I was prepared for so much worse. After some controversy and grumbling over Warhammer 40K: Darktide’s performance throughout its pre-order beta and launch, I didn’t think there was a chance in hell it could offer a good experience on the Steam Deck, Valve’s portable gaming machine. Heck, I had some trouble getting Darktide to run on my PC with an RTX 3070 at a stable 1440p, 60 fps. I’ve been holding off on trying the game on the Steam Deck for weeks, figuring Darktide’s enemy hordes and enormous open areas would smash the Steam Deck like an Ogryn having a heated gaming moment.
Instead, it… worked?
I spent an hour playing Darktide on the Steam Deck, using the Deck’s built-in frame limiter to lock the framerate to 30 fps. With in-game settings dialed way down, Darktide maintained that 30 fps for nearly the entirety of two missions, with only one major moment of stutter and a few quick drops to 27 fps. Completely playable—if you can handle controlling an intense first-person shooter with analog sticks, anyway.

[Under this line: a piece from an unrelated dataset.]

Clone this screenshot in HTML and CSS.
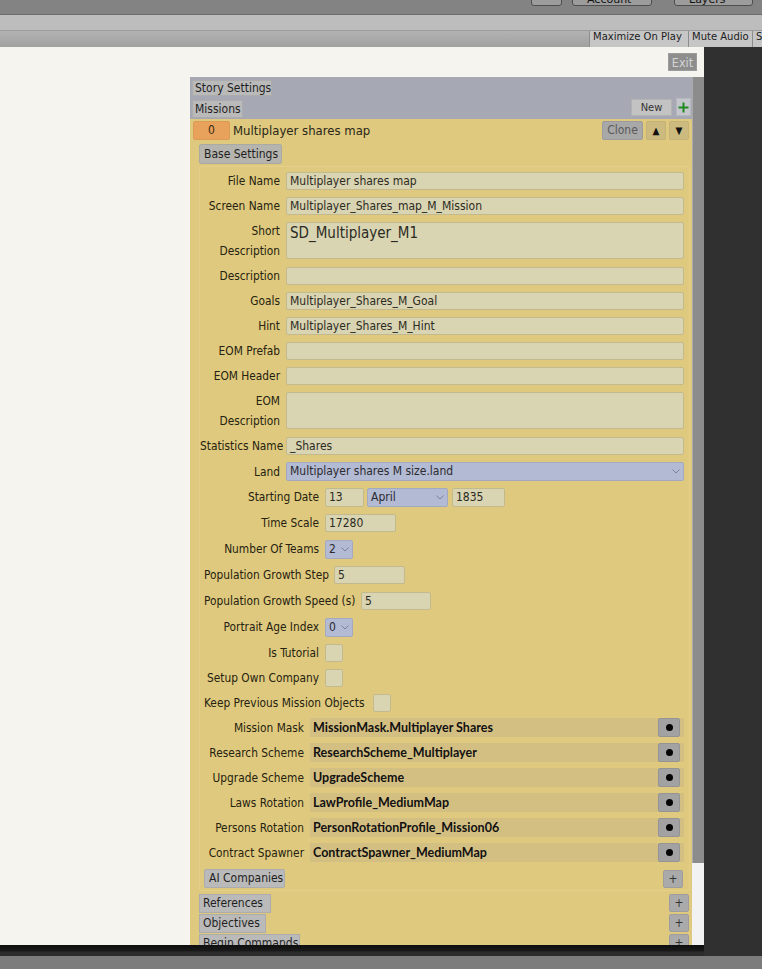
FILE: index.html
```html
<!DOCTYPE html>
<html>
<head>
<meta charset="utf-8">
<link rel="stylesheet" href="styles.css">
</head>
<body>
<div class="topbar">
  <div class="tb-btn tb-icon"></div>
  <div class="tb-btn tb-account">Account</div>
  <div class="tb-btn tb-layers">Layers</div>
</div>
<div class="band"></div>
<div class="toolbar">
  <span class="tool">Maximize On Play</span>
  <span class="tool">Mute Audio</span>
  <span class="tool tool-cut">Stats</span>
</div>
<div class="main">
  <div class="gameview">
    <div class="exit-row"><span class="exit">Exit</span></div>
    <div class="panel">
      <div class="panel-body">
        <div class="header">
          <div class="tab tab-story">Story Settings</div>
          <div class="header-row">
            <div class="tab tab-missions">Missions</div>
            <div class="btn-new">New</div>
            <div class="btn-plus-green">
              <svg width="11" height="11" viewBox="0 0 11 11"><path d="M5.5 0.5v10M0.5 5.5h10" stroke="#1f8a1f" stroke-width="2"/></svg>
            </div>
          </div>
        </div>
        <div class="yellow">
          <div class="mission-row">
            <div class="idx">0</div>
            <div class="mission-name">Multiplayer shares map</div>
            <div class="btn-clone">Clone</div>
            <div class="btn-arrow">▲</div>
            <div class="btn-arrow">▼</div>
          </div>
          <div class="tab tab-base">Base Settings</div>
          <div class="group">
            <div class="row"><div class="lbl w80">File Name</div><div class="field grow">Multiplayer shares map</div></div>
            <div class="row"><div class="lbl w80">Screen Name</div><div class="field grow">Multiplayer_Shares_map_M_Mission</div></div>
            <div class="row row-tall"><div class="lbl w80 two">Short<br>Description</div><div class="field grow area big">SD_Multiplayer_M1</div></div>
            <div class="row"><div class="lbl w80">Description</div><div class="field grow"></div></div>
            <div class="row"><div class="lbl w80">Goals</div><div class="field grow">Multiplayer_Shares_M_Goal</div></div>
            <div class="row"><div class="lbl w80">Hint</div><div class="field grow">Multiplayer_Shares_M_Hint</div></div>
            <div class="row"><div class="lbl w80">EOM Prefab</div><div class="field grow"></div></div>
            <div class="row"><div class="lbl w80">EOM Header</div><div class="field grow"></div></div>
            <div class="row row-tall"><div class="lbl w80 two">EOM<br>Description</div><div class="field grow area"></div></div>
            <div class="row r26"><div class="lbl w80">Statistics Name</div><div class="field grow">_Shares</div></div>
            <div class="row"><div class="lbl w80">Land</div><div class="drop grow">Multiplayer shares M size.land<svg class="chev" width="8" height="5" viewBox="0 0 8 5"><path d="M0.5 0.5L4 4L7.5 0.5" fill="none" stroke="#7d8296" stroke-width="1"/></svg></div></div>
            <div class="row r26"><div class="lbl w119">Starting Date</div><div class="field f-day">13</div><div class="drop d-month">April<svg class="chev" width="8" height="5" viewBox="0 0 8 5"><path d="M0.5 0.5L4 4L7.5 0.5" fill="none" stroke="#7d8296" stroke-width="1"/></svg></div><div class="field f-year">1835</div></div>
            <div class="row r26"><div class="lbl w119">Time Scale</div><div class="field f-num">17280</div></div>
            <div class="row r26"><div class="lbl w119">Number Of Teams</div><div class="drop d-small">2<svg class="chev" width="8" height="5" viewBox="0 0 8 5"><path d="M0.5 0.5L4 4L7.5 0.5" fill="none" stroke="#7d8296" stroke-width="1"/></svg></div></div>
            <div class="row r26 pl4"><div class="lbl left w126">Population Growth Step</div><div class="field f-num ml4">5</div></div>
            <div class="row r26 pl4"><div class="lbl left w152">Population Growth Speed (s)</div><div class="field f-num2 ml5">5</div></div>
            <div class="row r26"><div class="lbl w119">Portrait Age Index</div><div class="drop d-small">0<svg class="chev" width="8" height="5" viewBox="0 0 8 5"><path d="M0.5 0.5L4 4L7.5 0.5" fill="none" stroke="#7d8296" stroke-width="1"/></svg></div></div>
            <div class="row"><div class="lbl w119">Is Tutorial</div><div class="check"></div></div>
            <div class="row"><div class="lbl w119">Setup Own Company</div><div class="check"></div></div>
            <div class="row pl4"><div class="lbl left w164">Keep Previous Mission Objects</div><div class="check ml5"></div></div>
            <div class="row"><div class="lbl w104">Mission Mask</div><div class="obj grow"><span class="obj-text">MissionMask.Multiplayer Shares</span><span class="dot-btn"><i></i></span></div></div>
            <div class="row"><div class="lbl w104">Research Scheme</div><div class="obj grow"><span class="obj-text">ResearchScheme_Multiplayer</span><span class="dot-btn"><i></i></span></div></div>
            <div class="row"><div class="lbl w104">Upgrade Scheme</div><div class="obj grow"><span class="obj-text">UpgradeScheme</span><span class="dot-btn"><i></i></span></div></div>
            <div class="row"><div class="lbl w104">Laws Rotation</div><div class="obj grow"><span class="obj-text">LawProfile_MediumMap</span><span class="dot-btn"><i></i></span></div></div>
            <div class="row"><div class="lbl w104">Persons Rotation</div><div class="obj grow"><span class="obj-text">PersonRotationProfile_Mission06</span><span class="dot-btn"><i></i></span></div></div>
            <div class="row"><div class="lbl w104">Contract Spawner</div><div class="obj grow"><span class="obj-text">ContractSpawner_MediumMap</span><span class="dot-btn"><i></i></span></div></div>
            <div class="ai-row">
              <div class="tab tab-ai">AI Companies</div>
              <div class="btn-plus">+</div>
            </div>
          </div>
          <div class="sect-row"><div class="tab tab-ref">References</div><div class="btn-plus">+</div></div>
          <div class="sect-row"><div class="tab tab-obj">Objectives</div><div class="btn-plus">+</div></div>
          <div class="sect-row"><div class="tab tab-begin">Begin Commands</div><div class="btn-plus">+</div></div>
        </div>
      </div>
      <div class="scrollbar"><div class="thumb"></div></div>
    </div>
  </div>
  <div class="dark"></div>
</div>
<div class="bottom-edge"><div class="be-left"></div><div class="be-right"></div></div>
<div class="bottom-gray"></div>
</body>
</html>
```
FILE: styles.css
```css
* { box-sizing: border-box; }
html, body { margin: 0; padding: 0; }
body {
  width: 762px;
  height: 969px;
  overflow: hidden;
  background: #7c7c7c;
  font-family: "DejaVu Sans Condensed", "DejaVu Sans", sans-serif;
  color: #2a2718;
}

/* top window chrome */
.topbar {
  height: 15px;
  background: #838383;
  border-bottom: 1px solid #6c6c6c;
  display: flex;
  align-items: flex-end;
  padding: 0 9px 8px 0;
  overflow: hidden;
}
.tb-btn {
  height: 20px;
  flex: none;
  background: #9c9c9c;
  border: 1px solid #4e4e4e;
  border-radius: 3px;
  font: 11px "DejaVu Sans", sans-serif;
  color: #111;
  line-height: 14px;
  padding: 6px 0 0 14px;
  overflow: hidden;
}
.tb-icon { width: 31px; margin-left: auto; }
.tb-account { width: 80px; margin-left: 10px; }
.tb-layers { width: 79px; margin-left: 22px; }

.band {
  height: 16px;
  background: #bdbdbd;
  border-bottom: 1px solid #9b9b9b;
}
.toolbar {
  height: 16px;
  background: linear-gradient(#b3b3b3, #a0a0a0);
  display: flex;
  justify-content: flex-end;
  overflow: hidden;
}
.tool {
  flex: none;
  height: 16px;
  line-height: 16px;
  padding: 0 4px 0 3px;
  background: #c6c6c6;
  border-left: 1px solid #8d8d8d;
  font: 10px "DejaVu Sans", sans-serif;
  color: #1c1c1c;
  white-space: nowrap;
}
.tool:first-child { width: 99px; }
.tool:nth-child(2) { width: 64px; }
.tool-cut { width: 40px; margin-right: -30px; }

/* main area */
.main {
  height: 898px;
  display: flex;
}
.gameview {
  width: 704px;
  background: #f6f4ee;
  padding-top: 6px;
  overflow: hidden;
}
.dark { flex: 1; background: #303030; }
.exit-row {
  height: 18px;
  display: flex;
  justify-content: flex-end;
  padding-right: 7px;
}
.exit {
  width: 29px;
  height: 18px;
  background: #8d8d8d;
  border: 1px solid #9c9c9c;
  color: #d4d4d4;
  font-size: 12.5px;
  line-height: 17px;
  text-align: center;
}

.panel {
  margin: 6px 0 0 190px;
  height: 868px;
  display: flex;
  overflow: hidden;
}
.panel-body { width: 502px; flex: none; }
.scrollbar {
  flex: 1;
  background: #f2f2f2;
}
.thumb {
  height: 786px;
  background: #8c8c8c;
  border-left: 1px solid #aaaaaa;
}

/* header */
.header {
  height: 42px;
  background: #a6a9b4;
  padding: 3px 1px 0 2px;
}
.tab {
  background: #bababa;
  border: 1px solid #acacac;
  font-size: 12px;
  line-height: 15px;
  color: #1f1f1f;
  padding-left: 2px;
  white-space: nowrap;
  overflow: hidden;
}
.tab-story { width: 80px; height: 16px; }
.header-row {
  margin-top: 3px;
  display: flex;
  align-items: flex-start;
}
.tab-missions { width: 51px; height: 18px; margin-top: 1px; line-height: 16px; }
.btn-new {
  margin-left: auto;
  width: 41px;
  height: 17px;
  background: #c3c3c3;
  border: 1px solid #b3b3b3;
  font-size: 11px;
  line-height: 15px;
  text-align: center;
  color: #333;
}
.btn-plus-green {
  width: 15px;
  height: 18px;
  margin-left: 4px;
  margin-top: -1px;
  background: #c4c6cc;
  border: 1px solid #b6b8c0;
  display: flex;
  align-items: center;
  justify-content: center;
}

/* yellow area */
.yellow {
  background: #dfc97e;
  padding-top: 2px;
  height: 826px;
}
.mission-row {
  display: flex;
  align-items: center;
  height: 19px;
  margin: 0 3px;
}
.idx {
  width: 37px;
  height: 19px;
  background: #e8a25c;
  border: 1px solid #dd9a55;
  border-radius: 2px;
  font-size: 12px;
  line-height: 17px;
  text-align: center;
  color: #3a2a12;
}
.mission-name {
  margin-left: 3px;
  font-size: 13px;
  color: #2a2718;
  flex: 1;
}
.btn-clone {
  width: 41px;
  height: 19px;
  background: #a8a8a8;
  border: 1px solid #9c9c9c;
  border-radius: 2px;
  font-size: 12px;
  line-height: 17px;
  text-align: center;
  color: #5a5a5a;
}
.btn-arrow {
  width: 20px;
  height: 19px;
  margin-left: 3px;
  background: #cdba7f;
  border: 1px solid #c4b277;
  border-radius: 2px;
  font-size: 10px;
  line-height: 17px;
  text-align: center;
  color: #111;
}
.tab-base {
  margin: 4px 0 0 9px;
  width: 83px;
  height: 20px;
  line-height: 18px;
  padding-left: 4px;
  background: #b5b4ae;
  border-color: #aaa9a2;
  border-radius: 2px;
}

.group {
  margin: 2px 2px 0 9px;
  border: 1px solid #e5d08b;
  border-radius: 3px;
  padding: 1px 0 2px 0;
}
.row {
  display: flex;
  align-items: center;
  height: 25px;
  padding-right: 5px;
}
.row.r26 { height: 26px; }
.row.row-tall { height: 45px; }
.row.pl4 { padding-left: 4px; }
.lbl {
  flex: none;
  font-size: 11.8px;
  text-align: right;
  white-space: nowrap;
  color: #25220f;
}
.lbl.left { text-align: left; }
.lbl.two { line-height: 20px; }
.w80 { width: 80px; margin-right: 6px; }
.w104 { width: 104px; margin-right: 6px; }
.w119 { width: 119px; margin-right: 6px; }
.w126 { width: 126px; }
.w152 { width: 152px; }
.w164 { width: 164px; }
.ml4 { margin-left: 4px; }
.ml5 { margin-left: 5px; }
.grow { flex: 1; }

.field {
  height: 18px;
  background: #d9d4b1;
  border: 1px solid #c3b98e;
  border-radius: 2px;
  font-size: 12px;
  line-height: 16px;
  padding-left: 3px;
  color: #2b2b24;
  white-space: nowrap;
  overflow: hidden;
}
.field.area {
  height: 37px;
  align-self: center;
}
.field.big {
  font-size: 15px;
  line-height: 20px;
}
.drop {
  height: 19px;
  background: #b3bad3;
  border: 1px solid #a3a9c0;
  border-radius: 2px;
  font-size: 12px;
  line-height: 17px;
  padding-left: 3px;
  color: #2b2b30;
  display: flex;
  align-items: center;
  white-space: nowrap;
}
.drop .chev { margin-left: auto; margin-right: 3px; flex: none; }
.f-day { width: 39px; height: 19px; line-height: 17px; }
.d-month { width: 81px; margin-left: 3px; }
.f-year { width: 53px; height: 19px; line-height: 17px; margin-left: 4px; }
.f-num { width: 71px; }
.f-num2 { width: 70px; }
.d-small { width: 28px; }

.check {
  width: 18px;
  height: 18px;
  background: #d9d4b1;
  border: 1px solid #c3b98e;
  border-radius: 2px;
}

.obj {
  height: 19px;
  background: #d4bf83;
  display: flex;
  align-items: center;
  padding: 0 4px 0 3px;
}
.obj-text {
  font-family: "Lato", "DejaVu Sans", sans-serif;
  font-weight: 700;
  font-size: 12.5px;
  color: #111;
  white-space: nowrap;
}
.dot-btn {
  margin-left: auto;
  width: 22px;
  height: 19px;
  background: #a2a2a2;
  border: 1px solid #949494;
  border-radius: 2px;
  display: flex;
  align-items: center;
  justify-content: center;
}
.dot-btn i {
  display: block;
  width: 7px;
  height: 7px;
  border-radius: 50%;
  background: #050505;
}

.ai-row {
  display: flex;
  align-items: center;
  margin-top: 4px;
  padding: 0 6px 0 4px;
}
.tab-ai {
  width: 81px;
  height: 19px;
  line-height: 17px;
  padding-left: 4px;
  border-radius: 2px;
}
.btn-plus {
  margin-left: auto;
  width: 20px;
  height: 18px;
  background: #aaaaaa;
  border: 1px solid #9d9d9d;
  border-radius: 2px;
  font-size: 12px;
  line-height: 16px;
  text-align: center;
  color: #333;
}
.sect-row {
  display: flex;
  align-items: flex-start;
  margin: 0 3px 0 9px;
  height: 20px;
}
.group + .sect-row { margin-top: 3px; }
.sect-row .tab { height: 19px; line-height: 17px; padding-left: 3px; }
.tab-ref { width: 72px; }
.tab-obj { width: 67px; }
.tab-begin { width: 101px; }

/* bottom chrome */
.bottom-edge { height: 11px; display: flex; }
.be-left { width: 704px; background: linear-gradient(#0e0e0e 0, #1a1a1a 6px, #2c2c2c 7px, #2c2c2c 11px); }
.be-right { flex: 1; background: #303030; }
.bottom-gray { height: 13px; background: #7c7c7c; }
```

For me, Darktide is another entry on the list of games that the Steam Deck can play, but isn’t really ideal for. On the technical side, getting Darktide up to a stable 30 fps meant switching to the low graphics profile, then lowering a few settings yet further. I disabled ambient occlusion entirely, slightly lowered the default FOV (meaning the game has to draw less on the screen at a given time), and enabled AMD’s FSR2 upscaling technique on the “balanced” setting. It certainly looks like a game on low settings with all those changes, but at 1280×800 on the Steam Deck’s small screen, it’s hard to notice too much lost detail. At 7 inches, this screen has about double the pixel density of my 27-inch 1440p monitor, so it can get away with a bit of aliasing.
After playing for a few minutes, I noticed that Darktide was keeping the Steam Deck’s GPU working at about 90% load, while the CPU was much less encumbered, hovering around 50% or so. That told me I could probably go into the settings and tick a few options up higher, like “max ragdolls” which controls the physics of enemies when you send them flying, as well as the FOV. I’d tentatively set max ragdolls to nearly its lowest level, but was able to tick it up a couple notches without overloading the Steam Deck’s CPU.
Developer Fatshark has warned players that Darktide is heavily CPU-dependent, but I have most of the CPU-punishing settings very low compared to where I have them on desktop, so it makes sense that the quad core CPU here can do the job at 30 fps.
(Image credit: Fatshark)
It’s impressive that Darktide runs on the Steam Deck, but is it actually fun to play there? A few things make me hesitant to say yes. One is that the small screen and the low resolution make it hard to see, let alone headshot, distant enemies. Darktide is generally a shadowy game, and enemies like to hide behind cover on the other side of a large room and take potshots at you. I found myself aiming my magnum at where I thought enemy heads would be and pulling the trigger hoping for a kill. On my PC I pretty much always know who I’m shooting at, and I can see their head pop or arm go flying off with enough clarity to feel a little jolt of satisfaction after the kill.
Then there’s the controls: I don’t think there’s any chance I can play Darktide as effectively on the Deck as on PC. I can’t pull an analog trigger to melee as quickly as I can click my mouse, and I definitely can’t aim at distant heads as accurately. Analog sticks just ain’t it for first-person shooters, especially at 30 fps, which feels like moving in slow motion once you’re used to higher framerates. Melee does feel meatier with the triggers, but the milliseconds it takes to fully press a trigger to block can legitimately make the difference between blocking or getting hit.
(Image credit: Fatshark)
The amazing thing about the Steam Deck is that I could find workarounds for some of these criticisms if I put in the time. I could use a trackpad to aim instead of analog sticks, approximating a mouse, or train my brain to use gyro controls; I could bind melee buttons to the clicky back paddles instead of using the triggers. It’s a far better system for shooters than a console and a TV thanks to that flexibility. But 30 fps in a game with this much action, a game that feels so good to control on a more powerful PC, is still a deal-breaker.
Darktide is also a spectacle. Its missions take you through the dark heart of an impossibly vast city, full of bottomless chasms and vents spewing steam and fire and lights strobing behind 20-foot fans. On a powerful PC, even without ray tracing, the lighting and ambiance are spectacular. Playing on the Steam Deck requires giving all that up. It’s incredible that it’s playable at all, and I’m tempted to leave Darktide installed for my next trip so I don’t miss a match if my friends are all eager to play. But Darktide deserves bigger, faster, and flashier to show off the most detailed version of Warhammer 40,000 we’ve ever seen.